Except that the vowel used in Scotland is different to the one of Northern England for those words. I hear the Scottish pronounce those as "pahth", "bahth", "lahst".
Guest   Tue Oct 10, 2006 7:45 am GMT
and "caht".
Robin   Tue Oct 10, 2006 9:49 am GMT
http://www.youtube.com/watch?v=tA2Eps1zOF8

On a less intellectual note, I found this video on How to Speak Pirate quite interesting. It reminded me of the West Country Accent.
Adam   Tue Oct 10, 2006 6:37 pm GMT
That's because the West Country is one of England's most important seafaring and maritime areas. England's greatest sailors - such as Sir Francis Drake and Sir Walter Raleigh - came from the West Country.
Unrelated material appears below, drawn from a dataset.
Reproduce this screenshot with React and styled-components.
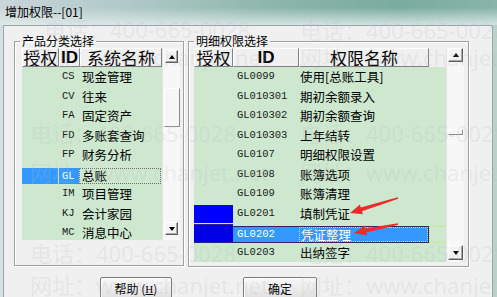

When people started writing books and making movies about pirates they gave the pirates accents similar to those spoken in the West Country. That's why nowadays many people always comment about how people in England West Country - Cornwall, Devon, Dorset, Somerset, Avon, etc - sound like pirates.
Uriel   Tue Oct 10, 2006 7:46 pm GMT
Both modern American and modern British dialects are so far removed from Old English, which would have been completely unintelligible to all of us, that I doubt you can say that one is more like it than the other.
Derit Os M'i   Wed Oct 11, 2006 12:22 am GMT
Curse Sir Walter Raleigh, he was such a stupid git.
Yikuang   Thu Oct 12, 2006 5:06 am GMT
Thanks for all your descriptions. So it doesn't matter for a learner of English to follow either of the accents since they derived from the old English. However, some of the vowels in the North American pronunciation system are easier to pronounce while others in the British one are comfortable to utter. I wish they could have been mixed with the easy ones. -:) I appreciate the information from you all.
Jim   Thu Oct 12, 2006 8:12 am GMT
No, it doesn't matter which one you adopt. If an ESL student were to hop in his time machine and travel back to late first millenium England and spout modern English, he'd have no chance of being understood regardless of which dialect he'd chosen to adopt or how well he'd mastered it. What's easy and comfortable to pronounce really depends on the speaker.